Na pierwszym spotkaniu Monika potwierdziła z Krzysztofem cel procesu coachingowego. Obserwując coachee nie miała jednak wrażenia, że cel jest w pełni zgodny z jego wewnętrznymi przekonaniami czy potrzebami. W trakcie sesji Monika wykonała z Krzysztofem ćwiczenie oparte na kole wartości, w trakcie którego najwyższymi wartościami coachee okazała się rodzina, kariera zawodowa oraz finanse. Na pytanie o powiązanie ustalonego celu rozwojowego z wymienionymi wartościami, Krzysztof zdecydowanie powiedział, że dzięki przygotowaniu następcy, będzie mógł awansować na wyższe stanowisko, co przyniesie mu także dodatkowe korzyści finansowe. Nie był jednak gotów określić, co takiego przeszkadza mu w przekazywaniu odpowiedzialności utalentowanym podwładnym i uczeniu ich najważniejszych umiejętności, które mogłyby przygotować ich do przejęcia roli kierowniczej. W swoich wypowiedziach był bardzo zdystansowany i powściągliwy, jakby dokładnie zastanawiał się nad każdym wypowiadanym zdaniem.

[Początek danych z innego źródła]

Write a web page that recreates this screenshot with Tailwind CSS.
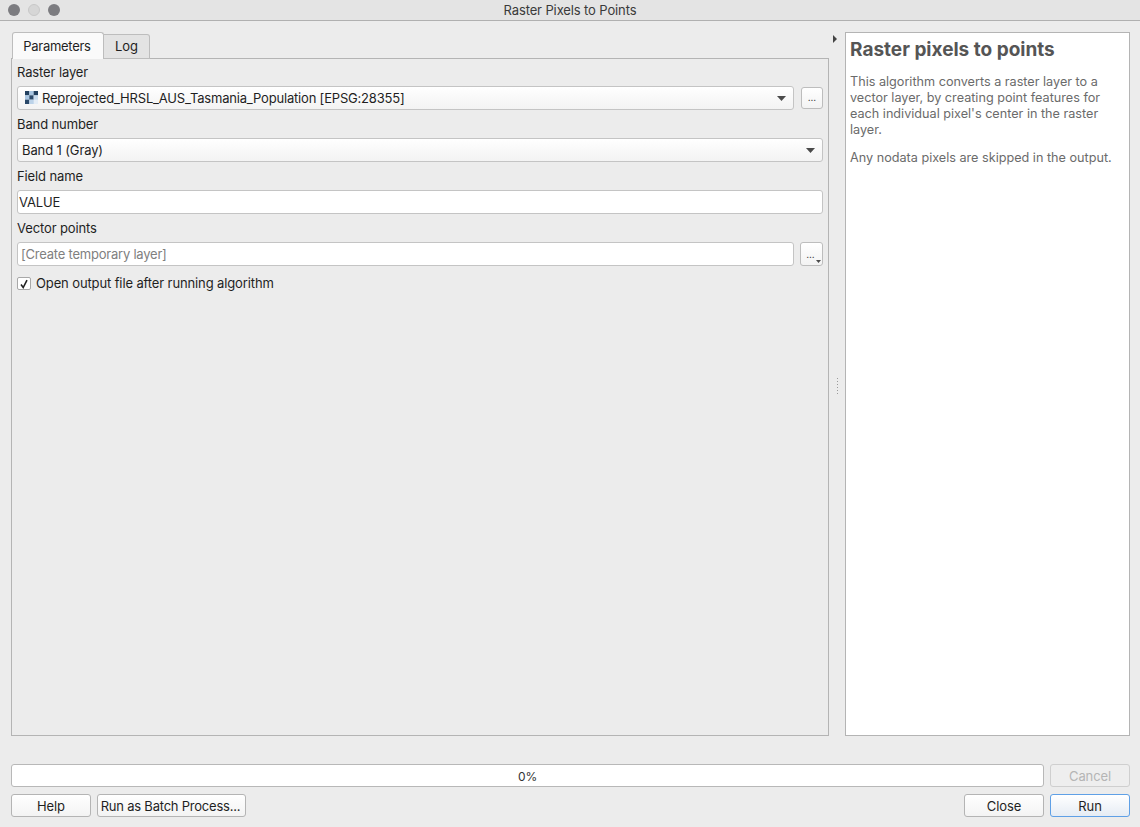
<!DOCTYPE html>
<html lang="en">
<head>
  <meta charset="UTF-8">
  <title>Raster Pixels to Points</title>
  <script src="https://cdn.jsdelivr.net/npm/@tailwindcss/browser@4"></script>
</head>
<body class="bg-[#ececec] text-[#1f1f1f] font-['Inter','Liberation_Sans',sans-serif] text-[13px] tracking-[-0.12px] leading-none overflow-hidden">
  <div class="w-[1140px] h-[827px] flex flex-col">

    <!-- Title bar -->
    <header class="relative h-[21px] shrink-0 bg-[#e4e4e4] border-b border-[#b0b0b0] flex items-center justify-center text-[#3a3a3a]">
      <div class="absolute left-[8px] top-[4px] flex gap-[8px]">
        <span class="w-[12px] h-[12px] rounded-full bg-[#7c7c80]"></span>
        <span class="w-[12px] h-[12px] rounded-full bg-[#d6d6d6] border border-[#c8c8c8]"></span>
        <span class="w-[12px] h-[12px] rounded-full bg-[#7c7c80]"></span>
      </div>
      Raster Pixels to Points
    </header>

    <!-- Main area -->
    <main class="flex pl-[11px] pt-[11px] h-[715px] shrink-0">
      <section class="w-[818px] flex flex-col">
        <!-- Tabs -->
        <div class="flex items-end h-[27px] pl-px relative z-10 -mb-px">
          <div class="w-[92px] h-[27px] bg-[#fafafa] border border-b-0 border-[#bdbdbd] rounded-t-[3px] flex items-center justify-center tracking-[-0.28px] pr-[2px]">Parameters</div>
          <div class="w-[46px] h-[25px] bg-[#e3e3e3] border border-l-0 border-[#bdbdbd] rounded-tr-[3px] flex items-center justify-center">Log</div>
        </div>
        <!-- Parameters pane -->
        <div class="h-[678px] border border-[#b4b4b4] px-[5px]">
          <label class="h-[27px] flex items-center">Raster layer</label>
          <div class="flex items-center justify-between">
            <div class="w-[777px] h-[24px] rounded-[3px] border border-[#c4c4c4] bg-gradient-to-b from-white to-[#f3f3f3] flex items-center pl-[7px] pr-[6px]">
              <svg class="w-[13px] h-[13px] mr-[4px] mb-[1px] shrink-0" viewBox="0 0 3 3">
                <rect width="3" height="3" fill="#e4edf6"/>
                <rect width="1" height="1" fill="#22405f"/>
                <rect x="1" width="1" height="1" fill="#a9c6e2"/>
                <rect x="2" width="1" height="1" fill="#22405f"/>
                <rect y="1" width="1" height="1" fill="#a9c6e2"/>
                <rect x="1" y="1" width="1" height="1" fill="#2c4a6b"/>
                <rect x="2" y="1" width="1" height="1" fill="#c9dcee"/>
                <rect y="2" width="1" height="1" fill="#2a4869"/>
                <rect x="1" y="2" width="1" height="1" fill="#bcd3e9"/>
              </svg>
              <span class="flex-1 tracking-[-0.19px]">Reprojected_HRSL_AUS_Tasmania_Population [EPSG:28355]</span>
              <svg class="w-[9px] h-[5px] mr-[1px]" viewBox="0 0 9 5"><path d="M0 0h9L4.500 5z" fill="#4a4a4a"/></svg>
            </div>
            <button class="w-[22px] h-[22px] rounded-[3px] border border-[#bdbdbd] bg-gradient-to-b from-white to-[#f3f3f3] text-[10px] pb-[2px]">...</button>
          </div>

          <label class="h-[28px] flex items-center">Band number</label>
          <div class="h-[24px] rounded-[3px] border border-[#c4c4c4] bg-gradient-to-b from-white to-[#f3f3f3] flex items-center justify-between pl-[4px] pr-[6px]">
            <span>Band 1 (Gray)</span>
            <svg class="w-[9px] h-[5px] mr-[1px]" viewBox="0 0 9 5"><path d="M0 0h9L4.500 5z" fill="#4a4a4a"/></svg>
          </div>

          <label class="h-[28px] flex items-center">Field name</label>
          <div class="h-[24px] rounded-[3px] border border-[#c4c4c4] bg-white flex items-center pl-[1px]">VALUE</div>

          <label class="h-[28px] flex items-center">Vector points</label>
          <div class="flex items-center justify-between">
            <div class="w-[777px] h-[24px] rounded-[3px] border border-[#c4c4c4] bg-white flex items-center pl-[3px] text-[#808080] tracking-[-0.22px]">[Create temporary layer]</div>
            <button class="relative w-[23px] h-[24px] rounded-[3px] border border-[#bdbdbd] bg-gradient-to-b from-white to-[#f3f3f3] text-[10px] pb-[1px] pr-[2px]">
              ...
              <svg class="absolute right-[1px] bottom-[2px] w-[5px] h-[3px]" viewBox="0 0 5 3"><path d="M0 0h5L2.500 3z" fill="#4a4a4a"/></svg>
            </button>
          </div>

          <div class="flex items-center mt-[11px] h-[13px]">
            <span class="w-[14px] h-[13px] rounded-[2px] border border-[#a8a8a8] bg-white flex items-center justify-center mr-[5px]">
              <svg class="w-[10px] h-[10px]" viewBox="0 0 10 10"><path d="M2 5.500 4.200 8.500 8 1.200" fill="none" stroke="#222" stroke-width="1.600"/></svg>
            </span>
            Open output file after running algorithm
          </div>
        </div>
      </section>

      <!-- Splitter -->
      <div class="relative w-[16px] shrink-0">
        <svg class="absolute left-[4px] top-[3px] w-[4px] h-[8px]" viewBox="0 0 4 8"><path d="M0 0l4 4-4 4z" fill="#444"/></svg>
        <div class="absolute left-[8px] top-[346px] flex flex-col gap-[2px]">
          <span class="w-px h-px bg-[#9a9a9a]"></span><span class="w-px h-px bg-[#9a9a9a]"></span><span class="w-px h-px bg-[#9a9a9a]"></span>
          <span class="w-px h-px bg-[#9a9a9a]"></span><span class="w-px h-px bg-[#9a9a9a]"></span><span class="w-px h-px bg-[#9a9a9a]"></span>
        </div>
      </div>

      <!-- Help panel -->
      <aside class="w-[285px] h-[704px] bg-white border border-[#b4b4b4] px-[4px] text-[#6b6b6b] tracking-normal">
        <h1 class="text-[19px] leading-[22px] font-bold text-[#555555] mt-[6px]">Raster pixels to points</h1>
        <p class="mt-[13px] text-[12.650px] leading-[16px]">This algorithm converts a raster layer to a vector layer, by creating point features for each individual pixel's center in the raster layer.</p>
        <p class="mt-[12px] text-[12.650px] leading-[16px]">Any nodata pixels are skipped in the output.</p>
      </aside>
    </main>

    <!-- Progress -->
    <div class="flex justify-between pl-[11px] pr-[10px] mt-[28px]">
      <div class="w-[1033px] h-[23px] bg-white border border-[#b8b8b8] rounded-[3px] flex items-center justify-center text-[12px] text-[#333] pt-[2px]">0%</div>
      <button class="w-[80px] h-[23px] border border-[#cfcfcf] rounded-[3px] bg-[#eeeeee] text-[#b5b5b5] pt-[2px]">Cancel</button>
    </div>

    <!-- Buttons -->
    <footer class="flex pl-[11px] pr-[10px] mt-[7px]">
      <button class="w-[80px] h-[23px] border border-[#b4b4b4] rounded-[3px] bg-gradient-to-b from-white to-[#f3f3f3] pt-[2px]">Help</button>
      <button class="w-[149px] h-[23px] border border-[#b4b4b4] rounded-[3px] bg-gradient-to-b from-white to-[#f3f3f3] ml-[6px] tracking-[-0.22px] pt-[2px] pr-[2px]">Run as Batch Process...</button>
      <button class="w-[80px] h-[23px] border border-[#b4b4b4] rounded-[3px] bg-gradient-to-b from-white to-[#f3f3f3] ml-auto pt-[2px]">Close</button>
      <button class="w-[80px] h-[23px] border border-[#5fa0e6] rounded-[3px] bg-gradient-to-b from-white to-[#e6ecf4] ml-[6px] pt-[2px]">Run</button>
    </footer>
  </div>
</body>
</html>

Po pierwszym spotkaniu Monika miała uczucie, że nie udało jej się zdobyć zaufania coachee, dlatego nie zdziwiło jej, gdy Krzysztof nie pojawił się na drugiej sesji odwołując ją w ostatniej chwili. Tłumaczył się nagle zwołanym zebraniem. Trzecie spotkanie upłynęło na badaniu okoliczności i możliwości, które sprzyjały Krzysztofowi w osiąganiu jego celu rozwojowego. Coachee skupiał się głównie na przeszkodach, nie zauważając elementów swojego otoczenia czy osób, które mogłyby go wesprzeć w rozwijaniu umiejętności kształtowania sukcesorów. Na pytanie coacha, jak się czuje w tak opisanych okolicznościach, Krzysztof przyznał, że ma poczucie samotności i czuje się odseparowany od kolegów z równorzędnych stanowisk ze względu na panujący w firmie „wyścig szczurów” i dużą rywalizację pomiędzy kierownikami wnikającą między innymi z bardzo ambitnie postawionych celów Krzysztof stwierdził, że ta rywalizacja powoduje w nim uczucie dużej frustracji i presję na osiąganie wyników, które z perspektywy pracowników są nierealne do osiągnięcia. Moment, w którym coachee odwołał się do własnych uczuć Monika uznała za przełomowy w relacji oraz świadczący o tym, że udało jej się zdobyć zaufanie Krzysztofa.

Kolejne spotkanie rozpoczęło się od kontynuowania poszukiwań sposobów i metod sprzyjających osiąganiu celu procesu i niwelowaniu poczucia osamotnienia, braku wsparcia oraz braku zaufania do współpracowników wynikającego z niesprzyjającej atmosfery w firmie. Krzysztof dużo swobodniej i szerzej odpowiadał na zadawane mu przez Monikę pytania. W pewnym momencie, kiedy rozmowa zeszła na temat ambitnych celów i sposobów osiągania wysoko postawionych targetów, Krzysztof przyznał, że jedyną metodą na dostarczanie wskaźników jest oszukiwanie w raportach i wpisywanie w nich nierealnych danych wydajności maszyn i zużycia mediów. Dał również do zrozumienia, że wpisywanie nieprawidłowych danych jest praktyką, z której korzystają także jego koledzy i jednym z powodów braku zaufania do współpracowników.

W obliczu takich informacji Monika stanęła przed dylematem, czy informacja o nieuczciwości pracownika jest jedną z tych, które ona jako coach powinna zgłosić do sponsora procesu? Czy w tej sytuacji coach może się czuć zwolniony z zasady poufności danych procesu coachingowego i powinien postawić wyżej dobro całej firmy oraz sponsora podważając tym samym zaufanie, jakim coachee obdarzył coacha? Jakie powinno być rozwiązanie tej sytuacji?